Пролог.
ИНТРИГИ В ВЕРХАХ.
Берлин, январь 1933 года.
Кризис приближался. Лихорадка массовой истерии била столицу измученной экономическим спадом страны. По городу носились слухи, что некий генерал готовит военный переворот и наконец-то наведет порядок. Из казарм «придворных» потсдамских дивизий звучали угрозы в адрес демократов и прочих предателей Германии. В центральное полицейское управление на Александерплац регулярно стекались сообщения о новых столкновениях штурмовиков с «красными бригадами». Размах массовых беспорядков принимал угрожающие масштабы. В разных частях города обнаруживались подпольные склады оружия. С наступлением темноты берлинцы без крайней необходимости старались не выходить на улицу.
Все десять лет демократии жителям столицы не приходилось скучать. Эпоха перемен выдалась необычайно бурной, насыщенной адреналином. События происходили настолько стремительно, что массовое сознание, не успевшее окончательно перестроиться с застоя периода империи, плохо вписывалось в крутые повороты смутного времени. В первый же год демократии грянул путч. Некий Вольфганг Капп заодно с несколькими генералами объявил себя спасителем Отечества. Тогда берлинцы в первый и последний раз в жизни насладились зрелищем артиллерийского обстрела здания парламента.

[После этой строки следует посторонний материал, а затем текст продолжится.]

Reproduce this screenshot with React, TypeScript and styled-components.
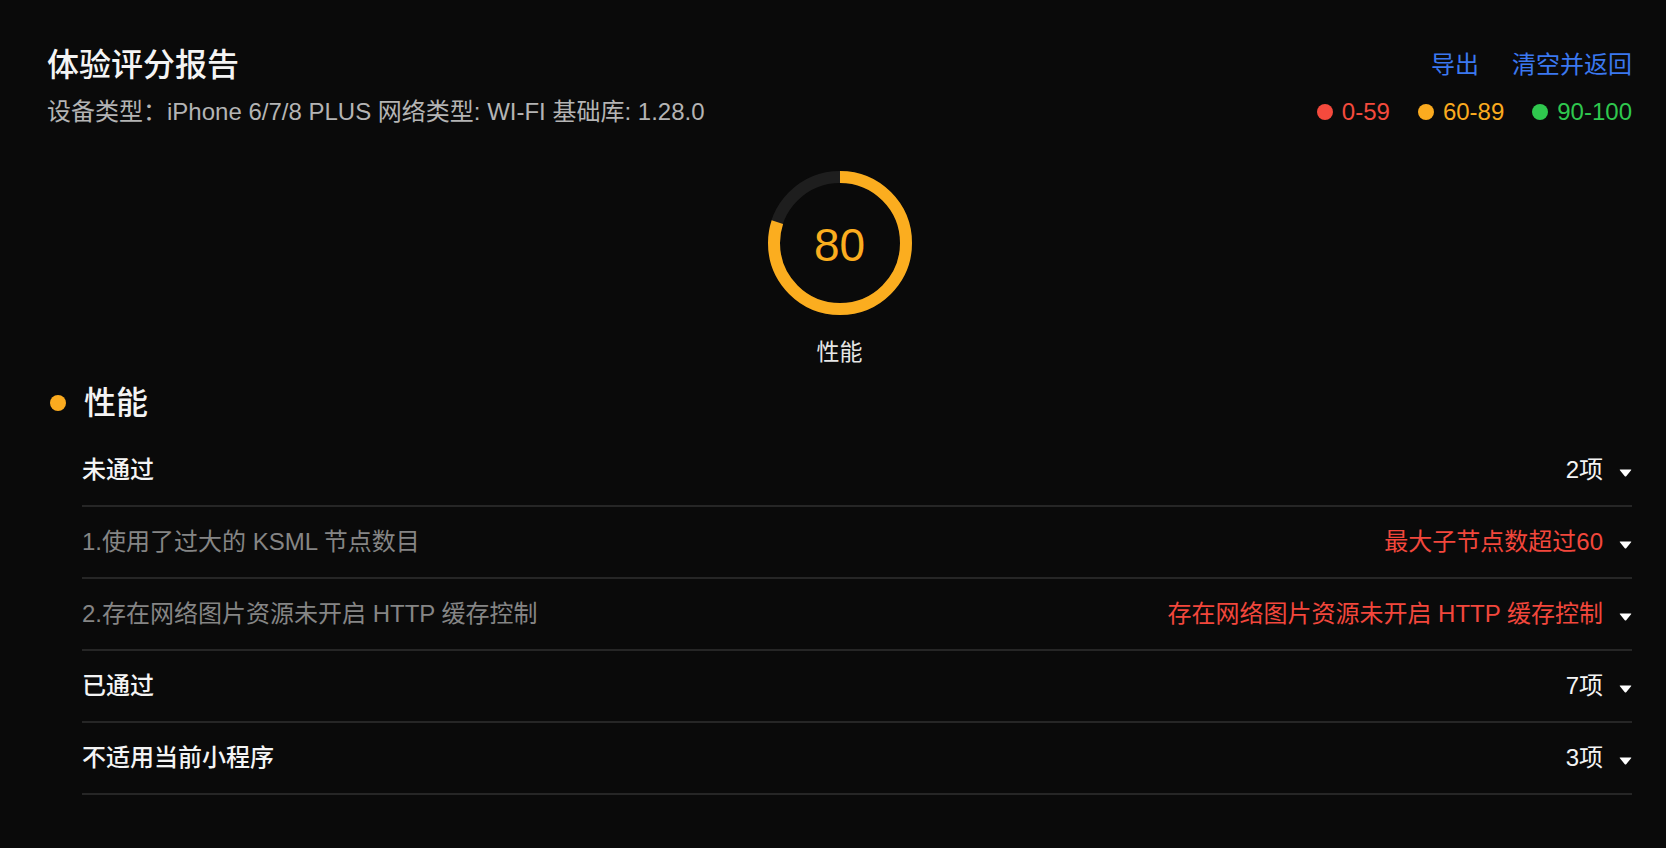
import React from "react";
import styled, { createGlobalStyle } from "styled-components";

const GlobalStyle = createGlobalStyle`
  html, body {
    margin: 0;
    padding: 0;
    background: #0a0a0a;
  }
  body {
    font-family: "Liberation Sans", "Noto Sans CJK SC", sans-serif;
    color: #f2f2f2;
  }
`;

const Page = styled.div`
  min-height: 848px;
  box-sizing: border-box;
  padding: 43px 34px 0 47px;
  background: #0a0a0a;
`;

const Header = styled.header`
  display: flex;
  justify-content: space-between;
  align-items: flex-start;
`;

const HeaderCol = styled.div<{ $align?: "start" | "end" }>`
  display: flex;
  flex-direction: column;
  align-items: ${(p) => (p.$align === "end" ? "flex-end" : "flex-start")};
`;

const Title = styled.h1`
  margin: 0;
  font-size: 32px;
  line-height: 44px;
  font-weight: 500;
  color: #f4f4f4;
`;

const Meta = styled.div`
  margin-top: 9px;
  font-size: 24px;
  line-height: 32px;
  color: #b4b4b4;
  white-space: pre;
`;

const Links = styled.div`
  display: flex;
  gap: 33px;
  height: 44px;
  align-items: center;
`;

const LinkButton = styled.a`
  font-size: 24px;
  line-height: 44px;
  color: #3b78f0;
  cursor: pointer;
  text-decoration: none;
`;

const Legend = styled.div`
  margin-top: 9px;
  display: flex;
  gap: 28px;
  height: 32px;
  align-items: center;
`;

const LegendItem = styled.span<{ $color: string }>`
  display: inline-flex;
  align-items: center;
  gap: 9px;
  font-size: 24px;
  line-height: 32px;
  color: ${(p) => p.$color};
`;

const Dot = styled.span<{ $color: string; $size?: number }>`
  display: inline-block;
  width: ${(p) => p.$size ?? 16}px;
  height: ${(p) => p.$size ?? 16}px;
  border-radius: 50%;
  background: ${(p) => p.$color};
  flex-shrink: 0;
`;

const GaugeSection = styled.section`
  margin-top: 43px;
  display: flex;
  flex-direction: column;
  align-items: center;
`;

const GaugeWrap = styled.div`
  position: relative;
  width: 144px;
  height: 144px;
`;

const GaugeValue = styled.div`
  position: absolute;
  inset: 0;
  display: flex;
  align-items: center;
  justify-content: center;
  font-size: 46px;
  color: #fbad1f;
  padding-top: 3px;
`;

const GaugeLabel = styled.div`
  margin-top: 22px;
  font-size: 23px;
  line-height: 30px;
  color: #e6e6e6;
`;

const SectionHeader = styled.div`
  margin-top: 16px;
  display: flex;
  align-items: center;
  gap: 18px;
  height: 40px;
  padding-left: 3px;
`;

const SectionTitle = styled.h2`
  margin: 0;
  font-size: 32px;
  line-height: 40px;
  font-weight: 500;
  color: #f4f4f4;
`;

const List = styled.div`
  margin: 12px 0 0 35px;
  display: flex;
  flex-direction: column;
`;

const Row = styled.div`
  display: flex;
  align-items: center;
  justify-content: space-between;
  height: 70px;
  border-bottom: 2px solid #262626;
`;

const RowLabel = styled.span<{ $variant: "group" | "item" }>`
  font-size: 24px;
  line-height: 32px;
  font-weight: ${(p) => (p.$variant === "group" ? 500 : 400)};
  color: ${(p) => (p.$variant === "group" ? "#f4f4f4" : "#858585")};
`;

const RowRight = styled.span`
  display: inline-flex;
  align-items: center;
  gap: 16px;
`;

const RowValue = styled.span<{ $warn?: boolean }>`
  font-size: 24px;
  line-height: 32px;
  color: ${(p) => (p.$warn ? "#f2473c" : "#f4f4f4")};
`;

const CaretSvg = styled.svg`
  width: 13px;
  height: 8px;
  margin-top: 6px;
  display: block;
`;

const Caret = () => (
  <CaretSvg viewBox="0 0 13 8">
    <path d="M1.2 0.5 H11.8 Q12.8 0.5 12.1 1.3 L7.2 7.2 Q6.5 8 5.8 7.2 L0.9 1.3 Q0.2 0.5 1.2 0.5 Z" fill="#ffffff" />
  </CaretSvg>
);

const Gauge = ({ value }: { value: number }) => {
  const r = 66;
  const c = 2 * Math.PI * r;
  const len = (c * value) / 100;
  return (
    <GaugeWrap>
      <svg width="144" height="144" viewBox="0 0 144 144">
        <circle cx="72" cy="72" r={r} fill="none" stroke="#1e1e1e" strokeWidth="12" />
        <circle
          cx="72"
          cy="72"
          r={r}
          fill="none"
          stroke="#fbad1f"
          strokeWidth="12"
          strokeDasharray={`${len} ${c}`}
          transform="rotate(-90 72 72)"
        />
      </svg>
      <GaugeValue>{value}</GaugeValue>
    </GaugeWrap>
  );
};

type RowData = {
  label: string;
  variant: "group" | "item";
  value: string;
  warn?: boolean;
};

const rows: RowData[] = [
  { label: "未通过", variant: "group", value: "2项" },
  { label: "1.使用了过大的 KSML 节点数目", variant: "item", value: "最大子节点数超过60", warn: true },
  { label: "2.存在网络图片资源未开启 HTTP 缓存控制", variant: "item", value: "存在网络图片资源未开启 HTTP 缓存控制", warn: true },
  { label: "已通过", variant: "group", value: "7项" },
  { label: "不适用当前小程序", variant: "group", value: "3项" },
];

export default function App() {
  return (
    <>
      <GlobalStyle />
      <Page>
        <Header>
          <HeaderCol>
            <Title>体验评分报告</Title>
            <Meta>设备类型：iPhone 6/7/8 PLUS 网络类型: WI-FI 基础库: 1.28.0</Meta>
          </HeaderCol>
          <HeaderCol $align="end">
            <Links>
              <LinkButton>导出</LinkButton>
              <LinkButton>清空并返回</LinkButton>
            </Links>
            <Legend>
              <LegendItem $color="#f54a3d">
                <Dot $color="#f54a3d" />
                0-59
              </LegendItem>
              <LegendItem $color="#fbab1f">
                <Dot $color="#fbab1f" />
                60-89
              </LegendItem>
              <LegendItem $color="#2fc84e">
                <Dot $color="#2fc84e" />
                90-100
              </LegendItem>
            </Legend>
          </HeaderCol>
        </Header>

        <GaugeSection>
          <Gauge value={80} />
          <GaugeLabel>性能</GaugeLabel>
        </GaugeSection>

        <SectionHeader>
          <Dot $color="#fbab1f" />
          <SectionTitle>性能</SectionTitle>
        </SectionHeader>

        <List>
          {rows.map((r, i) => (
            <Row key={i}>
              <RowLabel $variant={r.variant}>{r.label}</RowLabel>
              <RowRight>
                <RowValue $warn={r.warn}>{r.value}</RowValue>
                <Caret />
              </RowRight>
            </Row>
          ))}
        </List>
      </Page>
    </>
  );
}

Однако путчисты сошли со сцены так же быстро, как и появились. Берлин стал центром громких политических убийств, коррупционных скандалов, финансовых пирамид и сект, проповедовавших приближение конца света. Явным его признаком стала неслыханная гиперинфляция. Если коробок спичек стоит сто тысяч марок, то мир действительно сошел с ума1
Массы, каких-то три-четыре года назад радовавшиеся развалу кровавой империи, все сильнее погружались в ностальгию по светлому прошлому. А спрос, как известно, рождает предложение. Под лозунгом возвращения генералов во власть президентом стал потсдамский старец Гинденбург. И многочисленные нули на банкнотах исчезли. При нем пару лет жилось совсем неплохо па американские кредиты.
Однако до стабильности было далеко. Как гром среди ясного неба ударил дефолт. Рухнула банковская система. Бесследно пропали деньги миллионов вкладчиков. Статистика регистрировала все возрастающее число самоубийств. Одна за другой вылетали в трубу крупные корпорации. К исходу 1932 года в стране насчитывалось шесть с половиной миллионов безработных – почти сорок процентов от общего количества трудоспособных граждан! И хотя Германию в дополнение к экономическому поразил демографический кризис, все равно денег было меньше, чем пенсионеров, ветеранов и нуждавшихся в пособии безработных.
От нового, тысяча девятьсот тридцать третьего года вполне справедливо ничего хорошего не ждали. За прошлый год сменились три правительства. Пожалуй, на очереди было четвертое. Их перетряхивание с некоторых пор стало для старика-президента своеобразным видом спорта.
Средства массовой информации ничуть не старались успокоить народ, действуя в прямо противоположном направлении. Последние январские дни демпресса публиковала резкие заявления главы правительства, который грозил депутатам роспуском парламентской говорильни. Вторая по влиянию столичная газета «Дер Ангрифф» метала громы и молнии в адрес истязателей народа и предрекала разгул коричневой стихии. «Рот фронт» и другие коммунистические газеты призывали рабочих сплотить ряды, стиснуть зубы, сжать кулаки. Во избежание лишнего стресса многие берлинцы предпочитали не покупать вообще никаких газет и не слушать радио.
Что будет дальше? Уйти от этого беспощадного вопроса не мог никто, Его обсуждали повсюду: за кружкой пива в баре, в очередях за пособием, в офисах не добитых кризисом фирм, в офицерских казино. Но это все были маленькие люди, от которых ничего не зависело. Усталые массы уже ни во что не верили.
Судьба страны находилась в руках двух-трех десятков политикой и олигархов.
28 января в фешенебельном «Геррен-клубе» («Клубе господ») на Вильгельмштрассе собралась небольшая группа сильных мира сего. Эти люди принадлежали к наиболее ненавидимой прослойке немецкого общества – крупному бизнесу. Однако сами олигархи находили окружавшую их бессильную ненависть совершенно естественной. Сильная личность, считали они, всегда и везде раздражает безвольную толпу. Тем более в такое время. Сегодня даже в Берлине, городе далеко не бедном, стало слишком много нищих. Что им остается, кроме злобы и звисти к виллам, дорогим автомобилям и неизменно полным бумажникам капитанов немецкой промышленности? Будем же снисходительны к малым сим, господа!